## BEGIN
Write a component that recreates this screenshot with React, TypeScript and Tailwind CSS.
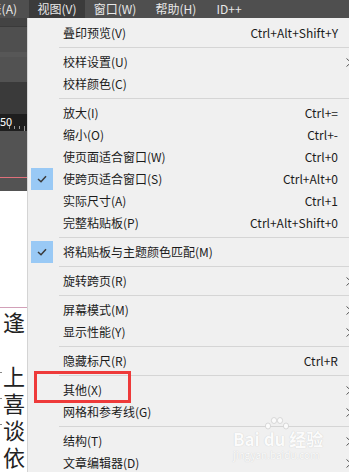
import React from 'react'

type Item =
  | { sep: true }
  | { sep?: false; label: string; shortcut?: string; checked?: boolean; sub?: boolean }

const items: Item[] = [
  { label: '叠印预览(V)', shortcut: 'Ctrl+Alt+Shift+Y' },
  { sep: true },
  { label: '校样设置(U)', sub: true },
  { label: '校样颜色(C)' },
  { sep: true },
  { label: '放大(I)', shortcut: 'Ctrl+=' },
  { label: '缩小(O)', shortcut: 'Ctrl+-' },
  { label: '使页面适合窗口(W)', shortcut: 'Ctrl+0' },
  { label: '使跨页适合窗口(S)', shortcut: 'Ctrl+Alt+0', checked: true },
  { label: '实际尺寸(A)', shortcut: 'Ctrl+1' },
  { label: '完整粘贴板(P)', shortcut: 'Ctrl+Alt+Shift+0' },
  { sep: true },
  { label: '将粘贴板与主题颜色匹配(M)', checked: true },
  { sep: true },
  { label: '旋转跨页(R)', sub: true },
  { sep: true },
  { label: '屏幕模式(M)', sub: true },
  { label: '显示性能(Y)', sub: true },
  { sep: true },
  { label: '隐藏标尺(R)', shortcut: 'Ctrl+R' },
  { sep: true },
  { label: '其他(X)', sub: true },
  { label: '网格和参考线(G)', sub: true },
  { sep: true },
  { label: '结构(T)', sub: true },
  { label: '文章编辑器(D)', sub: true },
]

function Check() {
  return (
    <div className="flex h-[22px] w-[22px] items-center justify-center bg-[#99c9f5]">
      <svg width="10" height="8" viewBox="0 0 10 8">
        <path d="M1 4 L4 6.8 L9 1.2" fill="none" stroke="#3a3a3a" strokeWidth="1.5" />
      </svg>
    </div>
  )
}

function Arrow() {
  return (
    <svg width="6" height="9" viewBox="0 0 6 9" className="shrink-0">
      <path d="M3.5 0.5 L8 4.5 L3.5 8.5" fill="none" stroke="#555" strokeWidth="1" />
    </svg>
  )
}

function MenuBar() {
  return (
    <div className="flex h-[18px] items-center bg-[#4f4f4f] text-[12px] leading-[18px] text-[#e8e8e8]">
      <div className="w-[29px] shrink-0 whitespace-nowrap pr-[12px] text-right">
        <span className="ml-[-20px]">表(A)</span>
      </div>
      <div className="h-[18px] w-[56px] shrink-0 bg-[#3b3b3b] text-center">视图(V)</div>
      <div className="w-[60px] shrink-0 text-center">窗口(W)</div>
      <div className="w-[62px] shrink-0 text-center">帮助(H)</div>
      <div className="w-[44px] shrink-0 text-center">ID++</div>
    </div>
  )
}

function Canvas() {
  return (
    <div className="flex w-[27px] shrink-0 flex-col">
      <div className="h-[8px] bg-[#434343]" />
      <div className="h-[1px] bg-[#3a3a3a]" />
      <div className="h-[25px] bg-[#4f4f4f]" />
      <div className="h-[5px] bg-[#575757]" />
      <div className="h-[25px] bg-[#525252]" />
      <div className="h-[32px] bg-[#3a3a3a]" />
      <div className="relative h-[17px] bg-[#1e1e1e]">
        <span className="absolute left-[0px] top-[0px] text-[11px] leading-[14px] text-white">50</span>
        <div className="absolute bottom-0 left-0 flex gap-[4px] pl-[9px]">
          <div className="h-[3px] w-[1px] bg-[#999]" />
          <div className="h-[3px] w-[1px] bg-[#999]" />
          <div className="h-[3px] w-[1px] bg-[#999]" />
          <div className="h-[5px] w-[1px] bg-[#999]" />
        </div>
      </div>
      <div className="flex h-[60px] flex-col bg-[#535353]">
        <div className="h-[46px]" />
        <div className="h-[1px] bg-[#e0707a]" />
      </div>
      <div className="flex flex-1 flex-col bg-white">
        <div className="h-[116px]" />
        <div className="h-[1px] bg-[#d2a0b8]" />
        <div className="flex">
          <div className="mt-[8px] flex w-[2px] shrink-0 flex-col gap-[25px] pt-[56px]">
            <div className="h-[1px] w-[2px] bg-[#888]" />
            <div className="h-[1px] w-[2px] bg-[#888]" />
            <div className="h-[1px] w-[2px] bg-[#888]" />
          </div>
          <div className="ml-[1px] flex flex-col text-[22px] leading-[27px] text-[#222]">
            <span>逢</span>
            <span>&nbsp;</span>
            <span>上</span>
            <span>喜</span>
            <span>谈</span>
            <span>依</span>
          </div>
        </div>
      </div>
    </div>
  )
}

function Menu() {
  return (
    <div className="flex-1 border-l border-[#d4d4d4] bg-[#f0f0f0] pt-[4px] text-[12px] text-[#1b1b1b]">
      {items.map((it, i) =>
        it.sep ? (
          <div key={i} className="flex h-[7px] items-center pl-[31px]">
            <div className="h-[1px] w-full bg-[#d5d5d5]" />
          </div>
        ) : (
          <div key={i} className="flex h-[22px] items-center leading-[22px]">
            <div className="w-[35px] shrink-0 pl-[3px]">{it.checked && <Check />}</div>
            <div className="flex-1 whitespace-nowrap">{it.label}</div>
            <div className="whitespace-nowrap pr-[5px]">{it.shortcut}</div>
            <div className="w-[6px] shrink-0">{it.sub && <Arrow />}</div>
          </div>
        ),
      )}
    </div>
  )
}

function Watermark() {
  return (
    <div className="pointer-events-none absolute left-[233px] top-[416px] w-[90px] text-[#fbfbfb] [text-shadow:0_0_1px_#c4c4c4]">
      <svg width="26" height="14" viewBox="0 0 26 14" className="ml-[31px]">
        <g fill="#fbfbfb" stroke="#cfcfcf" strokeWidth="0.8">
          <ellipse cx="4" cy="10" rx="2.6" ry="3" />
          <ellipse cx="10" cy="4.5" rx="2.6" ry="3" />
          <ellipse cx="16" cy="4.5" rx="2.6" ry="3" />
          <ellipse cx="22" cy="10" rx="2.6" ry="3" />
        </g>
      </svg>
      <div className="whitespace-nowrap text-[17px] font-bold leading-[18px]">Bai du 经验</div>
      <div className="whitespace-nowrap text-[10px] leading-[14px]">jingyan.baidu.com</div>
    </div>
  )
}

export default function App() {
  return (
    <div
      className="relative h-[472px] w-[349px] overflow-hidden bg-white"
      style={{ fontFamily: '"Noto Sans CJK SC", "Noto Sans", sans-serif' }}
    >
      <MenuBar />
      <div className="flex h-[454px]">
        <Canvas />
        <Menu />
      </div>
      <Watermark />
      <div className="absolute left-[34px] top-[371px] h-[32px] w-[97px] border-[3px] border-[#ee3a3a]" />
    </div>
  )
}
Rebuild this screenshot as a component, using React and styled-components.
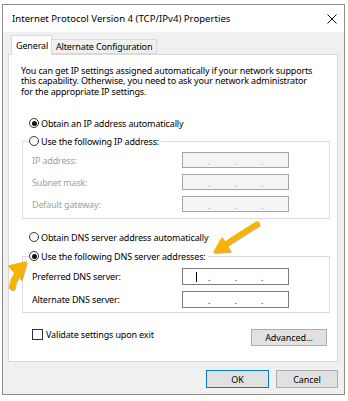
import React from 'react';
import styled, { createGlobalStyle, css } from 'styled-components';

const Global = createGlobalStyle`
  html, body { margin: 0; padding: 0; background: #fff; }
  * { box-sizing: border-box; }
`;

const FONT = `"Noto Sans", "Liberation Sans", sans-serif`;

const Page = styled.div`
  position: relative;
  width: 348px;
  height: 401px;
  padding: 4px 0 0 2px;
  font-family: ${FONT};
  color: #000;
`;

const Window = styled.div`
  width: 343px;
  height: 391px;
  border: 1px solid #8c8c8c;
  background: #f0f0f0;
  display: flex;
  flex-direction: column;
`;

const TitleBar = styled.div`
  height: 27px;
  background: #fff;
  display: flex;
  align-items: center;
  justify-content: space-between;
  padding: 0 7px 0 9px;
  font-size: 9.6px;
`;

const Body = styled.div`
  flex: 1;
  display: flex;
  flex-direction: column;
  padding: 4px 6px 0 5px;
  font-size: 9px;
  letter-spacing: -0.15px;
`;

const TabRow = styled.div`
  display: flex;
  align-items: flex-end;
  height: 19px;
  padding-left: 3px;
  position: relative;
  z-index: 1;
  margin-bottom: -1px;
`;

const Tab = styled.div`
  display: flex;
  align-items: center;
  border: 1px solid #d9d9d9;
  border-bottom: none;
  white-space: nowrap;
  ${p => p.$active ? css`
    height: 20px;
    width: 41px;
    background: #fff;
    padding-left: 4px;
  ` : css`
    height: 15px;
    padding: 0 4px 0 4px;
    background: #f0f0f0;
    border-left: none;
    border-bottom: 1px solid #d9d9d9;
    margin-bottom: 1px;
  `}
`;

const Panel = styled.div`
  height: 308px;
  border: 1px solid #d9d9d9;
  background: #fff;
  padding: 11px 7px 0 12px;
  display: flex;
  flex-direction: column;
`;

const Desc = styled.p`
  margin: 0;
  line-height: 10.4px;
  white-space: nowrap;
`;

const RadioRow = styled.label`
  display: flex;
  align-items: center;
  height: 12px;
  gap: 2px;
  white-space: nowrap;
  margin-left: ${p => p.$inset || 0}px;
  margin-top: ${p => p.$top || 0}px;
`;

const Radio = styled.span`
  width: 10px;
  height: 10px;
  flex: none;
  border-radius: 50%;
  border: 1px solid #333;
  background: #fff;
  display: flex;
  align-items: center;
  justify-content: center;
  &::after {
    content: '';
    width: 5px;
    height: 5px;
    border-radius: 50%;
    background: ${p => p.$checked ? '#111' : 'transparent'};
  }
`;

const Group = styled.div`
  margin: ${p => p.$top}px 0 0 1px;
  padding: 0 0 ${p => p.$bottom}px 9px;
  border: 1px solid #dcdcdc;
`;

const GroupHead = styled(RadioRow)`
  width: fit-content;
  margin: -7px 0 0 -3px;
  padding: 0 2px 0 0;
  background: #fff;
`;

const Fields = styled.div`
  display: grid;
  grid-template-columns: 150px 107px;
  row-gap: ${p => p.$gap}px;
  align-items: center;
  padding-top: ${p => p.$top}px;
`;

const FieldLabel = styled.span`
  color: ${p => p.$disabled ? '#a0a0a0' : '#000'};
`;

const IpBox = styled.div`
  height: ${p => p.$h}px;
  border: 1px solid ${p => p.$disabled ? '#a6a6a6' : '#7a7a7a'};
  background: ${p => p.$disabled ? '#f4f4f4' : '#fff'};
  display: flex;
  align-items: center;
  color: ${p => p.$disabled ? '#9a9a9a' : '#222'};
`;

const Seg = styled.span`
  width: 26px;
  height: 100%;
  display: flex;
  align-items: center;
`;

const Dot = styled.span`
  width: 1px;
  display: flex;
  justify-content: center;
  line-height: 1;
  padding-top: 2px;
`;

const Caret = styled.span`
  width: 1px;
  height: 10px;
  background: #000;
  margin-left: 13px;
`;

const BottomRow = styled.div`
  display: flex;
  justify-content: space-between;
  align-items: flex-start;
  margin-top: 15px;
  padding: 0 3px 0 11px;
`;

const CheckRow = styled.label`
  display: flex;
  align-items: center;
  gap: 3px;
  height: 12px;
`;

const Check = styled.span`
  width: 11px;
  height: 11px;
  border: 1px solid #333;
  background: #fff;
`;

const Button = styled.button`
  font-family: ${FONT};
  font-size: 9px;
  letter-spacing: -0.1px;
  color: #000;
  height: ${p => p.$h || 18}px;
  width: ${p => p.$w}px;
  margin-top: ${p => p.$top || 0}px;
  background: #e1e1e1;
  border: 1px solid ${p => p.$default ? '#0078d7' : '#adadad'};
  padding: 0;
`;

const Footer = styled.div`
  display: flex;
  justify-content: flex-end;
  gap: 7px;
  margin-top: 8px;
`;

const Overlay = styled.svg`
  position: absolute;
  left: 0;
  top: 0;
  pointer-events: none;
`;

function IpField({ disabled, h = 16, caret }) {
  return (
    <IpBox $disabled={disabled} $h={h}>
      <Seg>{caret && <Caret />}</Seg><Dot>.</Dot>
      <Seg /><Dot>.</Dot>
      <Seg /><Dot>.</Dot>
      <Seg />
    </IpBox>
  );
}

function Arrow({ shaft, head, w = 5 }) {
  return (
    <g>
      <g transform="translate(1,1.2)" fill="#9c7300" stroke="#9c7300" opacity="0.5">
        <path d={shaft} fill="none" strokeWidth={w} strokeLinecap="round" />
        <polygon points={head} strokeWidth="1.5" strokeLinejoin="round" />
      </g>
      <path d={shaft} fill="none" stroke="#f6b400" strokeWidth={w} strokeLinecap="round" />
      <polygon points={head} fill="#f6b400" stroke="#f6b400" strokeWidth="1.5" strokeLinejoin="round" />
    </g>
  );
}

export default function App() {
  return (
    <Page>
      <Global />
      <Window>
        <TitleBar>
          <span>Internet Protocol Version 4 (TCP/IPv4) Properties</span>
          <svg width="10" height="10" viewBox="0 0 10 10">
            <path d="M0.5 0.5 L9.5 9.5 M9.5 0.5 L0.5 9.5" stroke="#111" strokeWidth="1" />
          </svg>
        </TitleBar>
        <Body>
          <TabRow>
            <Tab $active>General</Tab>
            <Tab>Alternate Configuration</Tab>
          </TabRow>
          <Panel>
            <Desc>
              You can get IP settings assigned automatically if your network supports<br />
              this capability. Otherwise, you need to ask your network administrator<br />
              for the appropriate IP settings.
            </Desc>
            <RadioRow $inset={8} $top={20}>
              <Radio $checked />Obtain an IP address automatically
            </RadioRow>
            <Group $top={12} $bottom={6}>
              <GroupHead><Radio />Use the following IP address:</GroupHead>
              <Fields $gap={6} $top={5}>
                <FieldLabel $disabled>IP address:</FieldLabel>
                <IpField disabled />
                <FieldLabel $disabled>Subnet mask:</FieldLabel>
                <IpField disabled />
                <FieldLabel $disabled>Default gateway:</FieldLabel>
                <IpField disabled />
              </Fields>
            </Group>
            <RadioRow $inset={8} $top={12}>
              <Radio />Obtain DNS server address automatically
            </RadioRow>
            <Group $top={13} $bottom={4}>
              <GroupHead><Radio $checked />Use the following DNS server addresses:</GroupHead>
              <Fields $gap={6} $top={6}>
                <FieldLabel>Preferred DNS server:</FieldLabel>
                <IpField h={17} caret />
                <FieldLabel>Alternate DNS server:</FieldLabel>
                <IpField h={17} />
              </Fields>
            </Group>
            <BottomRow>
              <CheckRow><Check />Validate settings upon exit</CheckRow>
              <Button $w={76} $h={17} $top={1}>Advanced...</Button>
            </BottomRow>
          </Panel>
          <Footer>
            <Button $w={63} $default>OK</Button>
            <Button $w={62}>Cancel</Button>
          </Footer>
        </Body>
      </Window>
      <Overlay width="348" height="401" viewBox="0 0 348 401">
        <Arrow shaft="M257 224 Q244 232 227 243" head="214,252 230,251 222,238" />
        <Arrow shaft="M12 287 Q13 279 18 273" head="26,262 9,266 21,279" w={6} />
      </Overlay>
    </Page>
  );
}
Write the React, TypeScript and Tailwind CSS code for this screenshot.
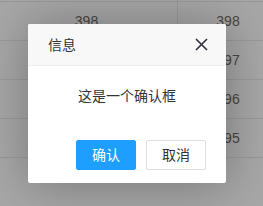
import type React from 'react'

const rows = [398, 397, 396, 395]

const App: React.FC = () => {
	return (
		<div
			className="relative w-[263px] h-[206px] overflow-hidden bg-[#f0f0f0] text-[#666] text-sm"
			style={{ fontFamily: '"Liberation Sans", "Noto Sans CJK SC", sans-serif' }}
		>
			{/* Table behind the shade */}
			<div className="flex flex-col">
				<div className="h-[2px] border-b border-[#dcdcdc] flex">
					<div className="w-[178px] border-r border-[#dcdcdc]" />
				</div>
				{rows.map((n) => (
					<div className="flex h-[39px] border-b border-[#dcdcdc]" key={n}>
						<div className="w-[178px] shrink-0 border-r border-[#dcdcdc] flex items-center justify-center pr-[4px]">
							{n}
						</div>
						<div className="w-[100px] shrink-0 flex items-center justify-center">{n}</div>
					</div>
				))}
			</div>

			{/* Shade */}
			<div className="absolute inset-0 bg-black/30" />

			{/* Confirm dialog */}
			<div className="absolute left-[28px] top-[24px] w-[198px] h-[159px] bg-white rounded-[2px] shadow-[1px_1px_50px_rgba(0,0,0,0.3)] flex flex-col">
				<div className="h-[42px] shrink-0 bg-[#f8f8f8] border-b border-[#eee] rounded-t-[2px] flex items-center justify-between pl-[20px] pr-[18px]">
					<span className="text-[#333]">信息</span>
					<svg width="13" height="13" viewBox="0 0 13 13" fill="none">
						<path d="M1 1L12 12M12 1L1 12" stroke="#2E2D3C" strokeWidth="1.6" />
					</svg>
				</div>
				<div className="px-[20px] py-[20px] leading-[20px] text-center text-[#333]">这是一个确认框</div>
				<div className="flex justify-end gap-[10px] px-[20px] pt-[14px]">
					<button className="w-[60px] h-[30px] rounded-[2px] bg-[#1E9FFF] border border-[#1E9FFF] text-white text-sm">
						确认
					</button>
					<button className="w-[60px] h-[30px] rounded-[2px] bg-white border border-[#dedede] text-[#333] text-sm">
						取消
					</button>
				</div>
			</div>
		</div>
	)
}

export default App
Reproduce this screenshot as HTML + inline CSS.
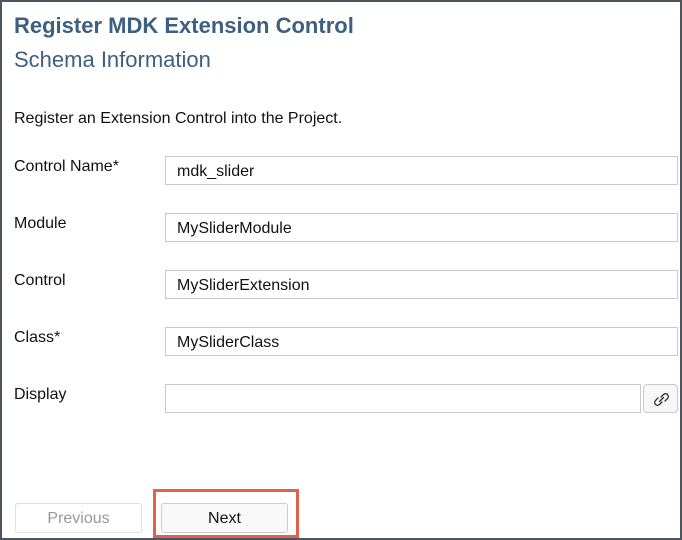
<!DOCTYPE html>
<html><head><style>
body{margin:0;width:682px;height:540px;overflow:hidden;background:#fff;font-family:"Liberation Sans",sans-serif;}
.frame{position:absolute;left:0;top:0;width:678px;height:536px;border:2px solid #4a5560;}
.t1{position:absolute;left:14px;top:13px;font-size:22px;font-weight:bold;color:#3d5f80;}
.t2{position:absolute;left:14px;top:47px;font-size:22px;color:#3d5f80;}
.p{position:absolute;left:14px;top:110px;font-size:16px;color:#111;}
.l{position:absolute;left:14px;font-size:16px;color:#111;}
.in{position:absolute;left:165px;width:513px;box-sizing:border-box;height:29px;border:1px solid #c9c9c9;font-size:16px;padding:6px 11px 0;color:#111;}
.lk{position:absolute;left:643px;top:384px;width:35px;height:29px;border:1px solid #c9c9c9;border-radius:4px;box-sizing:border-box;background:#f7f7f7;}
.btn{position:absolute;top:503px;width:127px;height:30px;box-sizing:border-box;border:1px solid #ccc;border-radius:3px;font-size:16px;text-align:center;line-height:29px;}
.red{position:absolute;left:153px;top:489px;width:146px;height:49px;box-sizing:border-box;border:3px solid #e0614f;}
</style></head><body>
<div class="frame"></div>
<div class="t1">Register MDK Extension Control</div>
<div class="t2">Schema Information</div>
<div class="p">Register an Extension Control into the Project.</div>
<div class="l" style="top:158px">Control Name*</div>
<div class="in" style="top:156px">mdk_slider</div>
<div class="l" style="top:215px">Module</div>
<div class="in" style="top:213px">MySliderModule</div>
<div class="l" style="top:272px">Control</div>
<div class="in" style="top:270px">MySliderExtension</div>
<div class="l" style="top:329px">Class*</div>
<div class="in" style="top:327px">MySliderClass</div>
<div class="l" style="top:386px">Display</div>
<div class="in" style="top:384px;width:476px"></div>
<div class="lk"><svg width="35" height="29" viewBox="0 0 35 29"><g fill="none" stroke="#333" stroke-width="1.3" stroke-linecap="round"><path d="M17 12 L19.5 9.5 a2.8 2.8 0 0 1 4 4 L21 16"/><path d="M18 17 L15.5 19.5 a2.8 2.8 0 0 1 -4 -4 L14 13"/><path d="M15.5 16.5 L19.5 12.5"/></g></svg></div>
<div class="btn" style="left:15px;color:#999;border-color:#e0e0e0">Previous</div>
<div class="btn" style="left:161px;color:#111;background:#f9f9f9">Next</div>
<div class="red"></div>
</body></html>
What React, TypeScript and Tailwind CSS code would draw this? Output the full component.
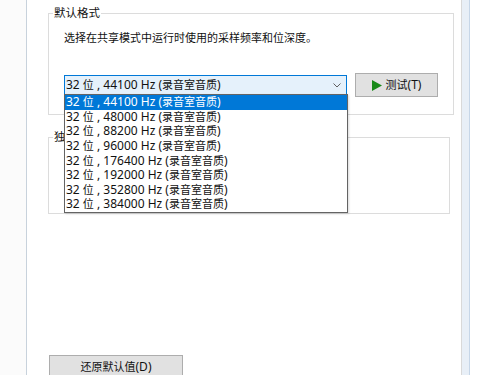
## END
Lines from the records above that hold "screenshot" are the ones to list.

Write a component that recreates this screenshot with React, TypeScript and Tailwind CSS.
Rebuild this screenshot as a component, using React and styled-components.
Write the React, TypeScript and Tailwind CSS code for this screenshot.
Reproduce this screenshot as HTML + inline CSS.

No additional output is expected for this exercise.